Entries with page source code:
****
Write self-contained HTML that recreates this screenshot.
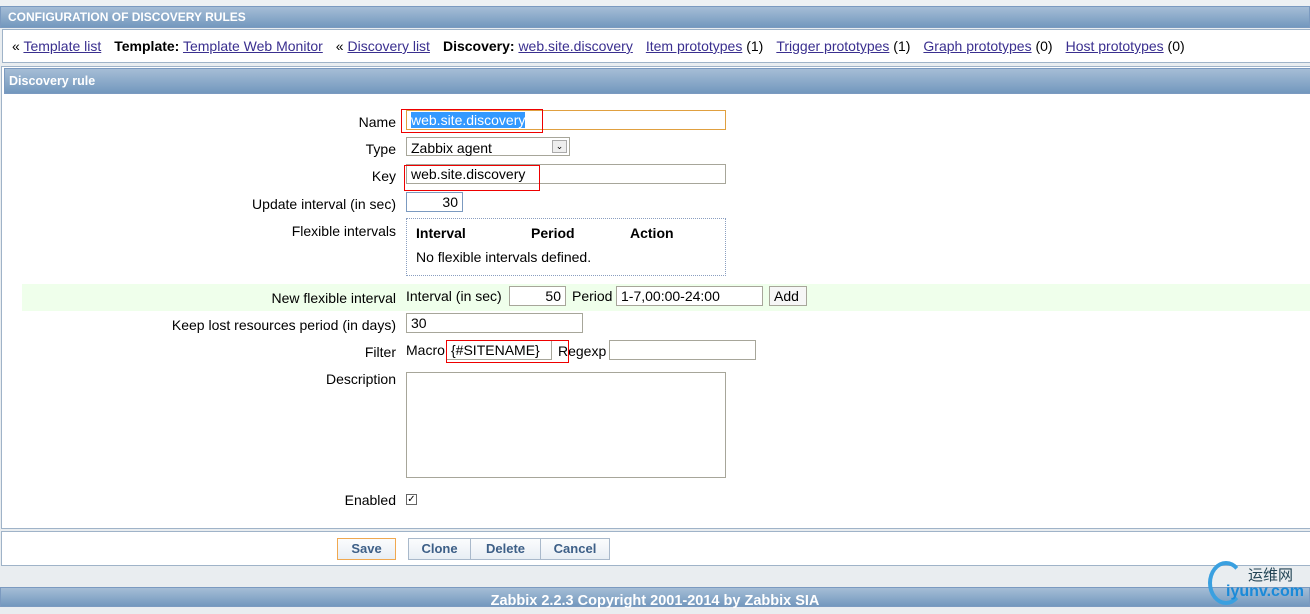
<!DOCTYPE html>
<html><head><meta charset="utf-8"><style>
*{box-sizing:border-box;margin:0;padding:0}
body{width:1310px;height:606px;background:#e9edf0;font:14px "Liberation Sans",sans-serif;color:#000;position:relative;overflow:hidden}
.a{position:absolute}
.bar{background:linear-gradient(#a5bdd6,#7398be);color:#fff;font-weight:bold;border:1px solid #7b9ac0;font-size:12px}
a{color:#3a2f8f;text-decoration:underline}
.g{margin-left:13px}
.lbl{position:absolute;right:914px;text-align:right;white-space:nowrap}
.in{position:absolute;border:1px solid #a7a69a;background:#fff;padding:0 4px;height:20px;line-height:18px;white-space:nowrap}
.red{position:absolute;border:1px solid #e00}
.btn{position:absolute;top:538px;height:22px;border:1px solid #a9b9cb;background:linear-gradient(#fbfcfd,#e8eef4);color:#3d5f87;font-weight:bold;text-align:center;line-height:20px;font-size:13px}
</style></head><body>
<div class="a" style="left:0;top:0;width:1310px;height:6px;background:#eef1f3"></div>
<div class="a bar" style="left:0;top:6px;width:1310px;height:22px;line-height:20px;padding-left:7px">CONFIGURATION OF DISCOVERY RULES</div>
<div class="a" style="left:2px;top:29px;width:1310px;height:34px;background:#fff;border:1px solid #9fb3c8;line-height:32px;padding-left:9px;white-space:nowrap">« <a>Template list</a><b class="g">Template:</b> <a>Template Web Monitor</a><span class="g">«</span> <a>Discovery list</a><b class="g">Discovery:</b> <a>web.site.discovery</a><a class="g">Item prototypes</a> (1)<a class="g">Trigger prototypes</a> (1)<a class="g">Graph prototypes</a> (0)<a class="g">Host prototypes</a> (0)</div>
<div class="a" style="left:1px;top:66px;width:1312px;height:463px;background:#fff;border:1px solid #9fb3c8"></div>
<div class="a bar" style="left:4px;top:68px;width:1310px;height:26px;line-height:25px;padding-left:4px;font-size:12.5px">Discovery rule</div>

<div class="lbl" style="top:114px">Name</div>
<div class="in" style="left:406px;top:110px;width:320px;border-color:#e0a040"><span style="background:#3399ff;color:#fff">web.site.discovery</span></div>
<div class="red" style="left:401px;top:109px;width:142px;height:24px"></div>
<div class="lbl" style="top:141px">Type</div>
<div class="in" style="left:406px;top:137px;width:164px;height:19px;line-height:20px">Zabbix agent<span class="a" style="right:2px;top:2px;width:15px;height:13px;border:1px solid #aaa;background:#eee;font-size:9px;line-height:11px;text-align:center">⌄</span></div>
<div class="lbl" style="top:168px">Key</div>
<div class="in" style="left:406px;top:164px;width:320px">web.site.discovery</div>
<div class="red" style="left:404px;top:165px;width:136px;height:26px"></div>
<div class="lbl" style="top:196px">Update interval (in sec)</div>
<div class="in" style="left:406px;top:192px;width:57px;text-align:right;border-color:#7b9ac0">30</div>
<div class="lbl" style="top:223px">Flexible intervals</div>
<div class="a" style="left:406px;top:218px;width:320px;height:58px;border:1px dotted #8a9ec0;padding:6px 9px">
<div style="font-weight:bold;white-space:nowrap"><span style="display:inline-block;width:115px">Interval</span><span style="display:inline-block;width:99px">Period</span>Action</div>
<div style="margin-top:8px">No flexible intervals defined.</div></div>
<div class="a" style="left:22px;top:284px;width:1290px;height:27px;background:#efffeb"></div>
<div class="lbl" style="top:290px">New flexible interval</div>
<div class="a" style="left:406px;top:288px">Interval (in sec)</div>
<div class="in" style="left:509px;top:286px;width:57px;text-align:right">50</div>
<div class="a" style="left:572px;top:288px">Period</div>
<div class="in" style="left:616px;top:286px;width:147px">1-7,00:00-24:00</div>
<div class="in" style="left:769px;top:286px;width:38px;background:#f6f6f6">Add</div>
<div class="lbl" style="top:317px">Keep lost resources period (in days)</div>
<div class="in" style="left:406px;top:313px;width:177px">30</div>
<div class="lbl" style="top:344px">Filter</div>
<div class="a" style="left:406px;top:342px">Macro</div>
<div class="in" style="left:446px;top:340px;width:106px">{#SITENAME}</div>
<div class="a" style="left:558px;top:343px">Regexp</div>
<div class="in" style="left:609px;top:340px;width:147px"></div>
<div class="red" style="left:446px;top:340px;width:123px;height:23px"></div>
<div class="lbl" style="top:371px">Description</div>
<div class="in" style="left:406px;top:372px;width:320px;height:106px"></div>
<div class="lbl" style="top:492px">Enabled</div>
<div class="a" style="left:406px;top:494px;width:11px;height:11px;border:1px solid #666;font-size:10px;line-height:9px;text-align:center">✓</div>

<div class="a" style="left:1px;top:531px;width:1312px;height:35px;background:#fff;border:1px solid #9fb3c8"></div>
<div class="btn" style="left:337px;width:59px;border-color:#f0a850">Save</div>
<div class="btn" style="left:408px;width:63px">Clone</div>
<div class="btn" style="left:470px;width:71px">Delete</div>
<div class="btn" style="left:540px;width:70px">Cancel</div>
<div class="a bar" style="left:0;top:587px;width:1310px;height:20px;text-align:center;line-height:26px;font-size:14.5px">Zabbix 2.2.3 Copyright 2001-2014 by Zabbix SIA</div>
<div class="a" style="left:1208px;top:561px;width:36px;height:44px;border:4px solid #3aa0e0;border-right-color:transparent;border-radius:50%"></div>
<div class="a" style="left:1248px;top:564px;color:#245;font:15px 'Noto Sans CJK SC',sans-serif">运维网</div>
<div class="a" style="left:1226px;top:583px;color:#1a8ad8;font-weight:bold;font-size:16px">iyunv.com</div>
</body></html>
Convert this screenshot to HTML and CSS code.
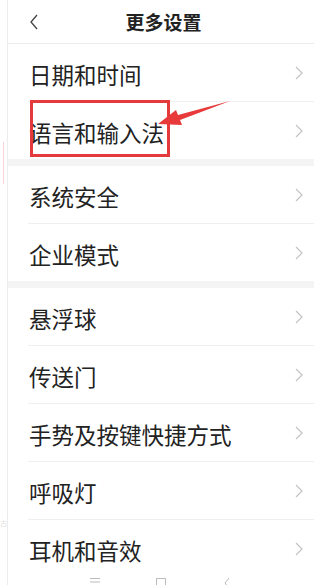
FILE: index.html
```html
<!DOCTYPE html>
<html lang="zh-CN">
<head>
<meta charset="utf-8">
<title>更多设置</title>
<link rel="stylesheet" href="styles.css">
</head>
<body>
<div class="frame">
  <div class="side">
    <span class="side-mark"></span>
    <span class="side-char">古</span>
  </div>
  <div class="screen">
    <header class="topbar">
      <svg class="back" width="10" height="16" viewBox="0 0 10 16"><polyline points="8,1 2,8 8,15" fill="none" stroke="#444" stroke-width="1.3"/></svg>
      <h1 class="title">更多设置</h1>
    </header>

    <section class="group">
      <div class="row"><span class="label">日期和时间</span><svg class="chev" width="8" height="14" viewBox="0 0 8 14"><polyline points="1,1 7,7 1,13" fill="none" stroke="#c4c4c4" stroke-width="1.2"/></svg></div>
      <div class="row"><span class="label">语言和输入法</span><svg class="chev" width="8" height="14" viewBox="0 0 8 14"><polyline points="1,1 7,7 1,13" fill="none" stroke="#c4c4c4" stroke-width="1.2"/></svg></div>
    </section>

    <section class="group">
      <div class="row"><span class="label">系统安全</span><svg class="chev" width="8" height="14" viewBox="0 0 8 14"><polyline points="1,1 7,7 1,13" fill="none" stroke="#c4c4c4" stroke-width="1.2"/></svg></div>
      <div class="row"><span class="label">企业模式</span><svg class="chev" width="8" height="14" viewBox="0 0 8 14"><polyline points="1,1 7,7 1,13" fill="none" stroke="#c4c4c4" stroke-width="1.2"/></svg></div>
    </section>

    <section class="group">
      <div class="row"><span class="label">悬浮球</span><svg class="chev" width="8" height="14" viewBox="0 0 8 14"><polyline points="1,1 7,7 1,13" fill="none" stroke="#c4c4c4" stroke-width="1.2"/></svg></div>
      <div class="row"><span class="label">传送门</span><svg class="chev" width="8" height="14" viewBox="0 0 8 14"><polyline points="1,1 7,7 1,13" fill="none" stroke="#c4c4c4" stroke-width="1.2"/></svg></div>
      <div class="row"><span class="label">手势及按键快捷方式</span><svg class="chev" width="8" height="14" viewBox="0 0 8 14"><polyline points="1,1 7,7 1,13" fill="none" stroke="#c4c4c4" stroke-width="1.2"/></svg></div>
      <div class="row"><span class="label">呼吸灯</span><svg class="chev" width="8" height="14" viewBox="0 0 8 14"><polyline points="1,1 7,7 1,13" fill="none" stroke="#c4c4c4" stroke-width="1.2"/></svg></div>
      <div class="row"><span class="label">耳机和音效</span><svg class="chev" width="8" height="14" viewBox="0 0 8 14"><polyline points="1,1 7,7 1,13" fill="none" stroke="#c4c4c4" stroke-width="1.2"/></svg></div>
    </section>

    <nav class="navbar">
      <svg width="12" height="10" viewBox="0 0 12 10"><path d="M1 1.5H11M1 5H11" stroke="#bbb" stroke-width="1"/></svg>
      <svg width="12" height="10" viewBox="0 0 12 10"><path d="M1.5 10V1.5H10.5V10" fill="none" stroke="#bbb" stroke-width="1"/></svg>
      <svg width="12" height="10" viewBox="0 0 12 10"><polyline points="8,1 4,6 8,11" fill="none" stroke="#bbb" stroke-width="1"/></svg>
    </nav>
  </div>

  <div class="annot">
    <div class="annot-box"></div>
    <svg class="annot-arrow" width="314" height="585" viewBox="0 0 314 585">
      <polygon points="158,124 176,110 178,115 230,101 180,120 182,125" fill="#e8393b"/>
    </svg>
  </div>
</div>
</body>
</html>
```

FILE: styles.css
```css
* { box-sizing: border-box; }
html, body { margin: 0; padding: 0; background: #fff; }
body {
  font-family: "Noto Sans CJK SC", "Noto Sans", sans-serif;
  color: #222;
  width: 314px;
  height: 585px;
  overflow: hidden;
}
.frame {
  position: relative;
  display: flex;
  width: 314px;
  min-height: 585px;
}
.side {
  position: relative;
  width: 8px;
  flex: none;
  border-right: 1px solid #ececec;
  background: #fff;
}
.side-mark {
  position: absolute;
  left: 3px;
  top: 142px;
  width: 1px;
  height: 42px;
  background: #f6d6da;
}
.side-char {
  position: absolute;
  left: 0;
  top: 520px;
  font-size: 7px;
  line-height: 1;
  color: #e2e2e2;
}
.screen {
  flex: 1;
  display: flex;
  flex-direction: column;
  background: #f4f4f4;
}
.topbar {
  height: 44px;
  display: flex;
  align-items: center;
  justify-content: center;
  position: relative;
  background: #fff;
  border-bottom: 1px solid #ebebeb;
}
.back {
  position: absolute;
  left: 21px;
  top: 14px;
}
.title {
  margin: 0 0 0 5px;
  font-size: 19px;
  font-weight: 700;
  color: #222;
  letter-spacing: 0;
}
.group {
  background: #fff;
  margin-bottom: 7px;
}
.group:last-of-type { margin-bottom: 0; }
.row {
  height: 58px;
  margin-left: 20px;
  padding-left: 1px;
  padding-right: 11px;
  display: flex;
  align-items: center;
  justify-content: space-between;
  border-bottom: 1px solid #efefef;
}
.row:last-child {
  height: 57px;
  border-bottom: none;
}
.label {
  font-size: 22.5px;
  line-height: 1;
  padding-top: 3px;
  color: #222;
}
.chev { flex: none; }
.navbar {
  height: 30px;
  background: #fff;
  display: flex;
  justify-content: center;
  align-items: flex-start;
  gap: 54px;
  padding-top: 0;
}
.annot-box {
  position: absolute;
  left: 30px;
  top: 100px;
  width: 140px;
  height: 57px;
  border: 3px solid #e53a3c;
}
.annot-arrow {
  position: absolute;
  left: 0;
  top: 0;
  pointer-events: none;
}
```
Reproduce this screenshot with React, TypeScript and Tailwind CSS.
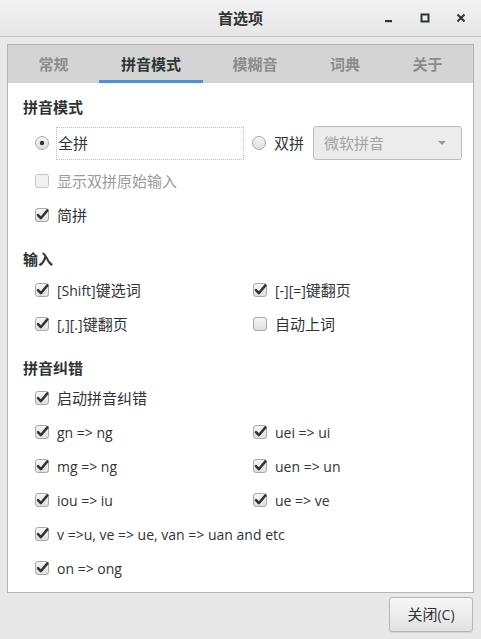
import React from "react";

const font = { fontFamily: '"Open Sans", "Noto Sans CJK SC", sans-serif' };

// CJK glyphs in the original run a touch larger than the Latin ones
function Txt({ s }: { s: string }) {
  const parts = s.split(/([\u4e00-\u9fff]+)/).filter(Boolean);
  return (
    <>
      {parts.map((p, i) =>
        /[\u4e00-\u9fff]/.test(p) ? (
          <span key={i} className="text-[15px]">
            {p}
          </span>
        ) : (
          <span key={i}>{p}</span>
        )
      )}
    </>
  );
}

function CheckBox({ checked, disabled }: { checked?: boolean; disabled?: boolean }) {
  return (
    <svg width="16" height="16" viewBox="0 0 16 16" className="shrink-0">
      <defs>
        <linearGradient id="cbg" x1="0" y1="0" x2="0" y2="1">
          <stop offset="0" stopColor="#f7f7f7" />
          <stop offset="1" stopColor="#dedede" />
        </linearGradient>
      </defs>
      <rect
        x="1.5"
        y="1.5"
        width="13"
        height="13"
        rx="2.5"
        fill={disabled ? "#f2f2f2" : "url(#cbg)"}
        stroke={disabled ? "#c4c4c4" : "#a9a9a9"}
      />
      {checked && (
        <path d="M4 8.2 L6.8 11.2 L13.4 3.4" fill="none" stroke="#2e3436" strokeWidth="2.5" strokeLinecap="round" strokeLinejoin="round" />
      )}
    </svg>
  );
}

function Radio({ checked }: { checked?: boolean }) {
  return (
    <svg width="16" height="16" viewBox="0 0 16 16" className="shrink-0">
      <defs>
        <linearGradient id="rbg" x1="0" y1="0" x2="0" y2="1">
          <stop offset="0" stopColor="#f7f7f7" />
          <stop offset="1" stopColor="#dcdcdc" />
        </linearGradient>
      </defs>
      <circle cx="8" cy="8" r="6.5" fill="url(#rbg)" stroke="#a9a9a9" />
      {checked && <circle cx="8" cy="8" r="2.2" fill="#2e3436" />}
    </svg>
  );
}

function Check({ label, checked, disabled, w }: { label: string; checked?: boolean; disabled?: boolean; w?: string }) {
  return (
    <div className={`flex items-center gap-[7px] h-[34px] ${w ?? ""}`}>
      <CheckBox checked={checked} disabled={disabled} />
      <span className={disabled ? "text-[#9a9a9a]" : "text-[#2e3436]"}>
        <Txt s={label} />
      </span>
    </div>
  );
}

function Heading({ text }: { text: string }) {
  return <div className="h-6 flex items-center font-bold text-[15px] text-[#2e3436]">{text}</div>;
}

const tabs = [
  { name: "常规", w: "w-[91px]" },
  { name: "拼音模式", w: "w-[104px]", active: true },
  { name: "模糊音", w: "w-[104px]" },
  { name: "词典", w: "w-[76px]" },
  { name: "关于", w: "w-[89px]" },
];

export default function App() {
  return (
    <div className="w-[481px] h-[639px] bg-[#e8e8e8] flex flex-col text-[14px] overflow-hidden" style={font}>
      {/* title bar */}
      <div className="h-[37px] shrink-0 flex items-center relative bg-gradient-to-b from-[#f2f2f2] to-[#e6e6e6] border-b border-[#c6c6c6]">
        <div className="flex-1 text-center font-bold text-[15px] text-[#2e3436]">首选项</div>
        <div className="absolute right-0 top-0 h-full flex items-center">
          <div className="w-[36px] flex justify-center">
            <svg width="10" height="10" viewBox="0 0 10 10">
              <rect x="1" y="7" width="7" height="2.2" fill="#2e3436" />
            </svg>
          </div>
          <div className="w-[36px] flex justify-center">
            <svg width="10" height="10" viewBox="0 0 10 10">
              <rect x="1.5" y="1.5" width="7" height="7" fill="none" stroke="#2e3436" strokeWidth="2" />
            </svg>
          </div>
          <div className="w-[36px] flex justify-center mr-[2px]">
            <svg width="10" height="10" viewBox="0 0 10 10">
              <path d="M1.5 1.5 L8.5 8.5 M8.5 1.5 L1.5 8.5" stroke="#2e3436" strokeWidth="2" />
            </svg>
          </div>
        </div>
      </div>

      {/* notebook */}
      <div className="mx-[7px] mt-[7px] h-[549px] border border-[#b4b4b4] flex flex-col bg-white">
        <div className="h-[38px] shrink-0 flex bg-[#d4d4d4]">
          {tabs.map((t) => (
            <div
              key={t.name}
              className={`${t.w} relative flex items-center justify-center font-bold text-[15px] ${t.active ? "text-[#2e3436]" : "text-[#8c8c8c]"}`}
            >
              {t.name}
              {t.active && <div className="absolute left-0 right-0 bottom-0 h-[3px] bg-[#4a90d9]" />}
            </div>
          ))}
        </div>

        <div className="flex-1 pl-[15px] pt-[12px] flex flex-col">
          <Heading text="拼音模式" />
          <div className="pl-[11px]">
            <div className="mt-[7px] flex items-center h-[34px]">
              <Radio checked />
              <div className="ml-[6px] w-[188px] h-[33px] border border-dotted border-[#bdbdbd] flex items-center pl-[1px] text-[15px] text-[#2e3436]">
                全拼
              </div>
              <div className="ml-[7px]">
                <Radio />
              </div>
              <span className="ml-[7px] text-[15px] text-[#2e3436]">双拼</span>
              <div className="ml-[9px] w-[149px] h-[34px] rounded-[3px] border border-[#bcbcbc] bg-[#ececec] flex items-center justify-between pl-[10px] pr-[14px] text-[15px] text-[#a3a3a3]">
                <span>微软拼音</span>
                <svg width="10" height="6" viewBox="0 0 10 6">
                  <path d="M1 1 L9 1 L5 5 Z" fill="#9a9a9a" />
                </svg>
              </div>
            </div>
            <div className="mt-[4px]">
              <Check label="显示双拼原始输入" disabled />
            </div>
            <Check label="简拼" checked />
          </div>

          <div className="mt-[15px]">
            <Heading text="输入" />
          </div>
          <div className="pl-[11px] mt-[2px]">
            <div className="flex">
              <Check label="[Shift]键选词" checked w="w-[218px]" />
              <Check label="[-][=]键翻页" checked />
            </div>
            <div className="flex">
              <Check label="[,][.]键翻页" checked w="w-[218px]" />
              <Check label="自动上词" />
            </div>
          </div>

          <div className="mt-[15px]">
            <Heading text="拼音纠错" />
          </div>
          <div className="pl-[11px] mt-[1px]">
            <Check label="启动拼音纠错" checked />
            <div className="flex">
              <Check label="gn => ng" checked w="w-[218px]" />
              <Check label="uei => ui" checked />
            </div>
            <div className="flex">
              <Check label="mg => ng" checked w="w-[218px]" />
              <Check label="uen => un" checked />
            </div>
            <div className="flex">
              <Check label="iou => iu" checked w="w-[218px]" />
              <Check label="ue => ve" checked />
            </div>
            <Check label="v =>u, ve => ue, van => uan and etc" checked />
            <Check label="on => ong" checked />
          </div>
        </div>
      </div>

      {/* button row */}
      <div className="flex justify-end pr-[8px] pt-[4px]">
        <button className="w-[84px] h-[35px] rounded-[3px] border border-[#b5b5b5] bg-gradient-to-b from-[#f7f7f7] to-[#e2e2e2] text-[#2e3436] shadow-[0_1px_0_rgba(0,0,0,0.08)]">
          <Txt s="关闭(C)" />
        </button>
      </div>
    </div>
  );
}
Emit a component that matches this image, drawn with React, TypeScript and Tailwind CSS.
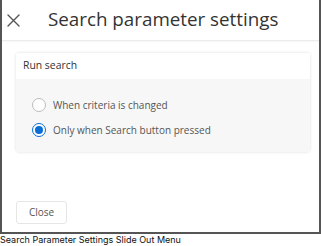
****
[Stated goal]: Return from the data every line that holds "screenshot".

[Solution to this problem]:
Write self-contained HTML that recreates this screenshot.
Convert this screenshot to HTML and CSS code.
Reproduce this screenshot with React, TypeScript and Tailwind CSS.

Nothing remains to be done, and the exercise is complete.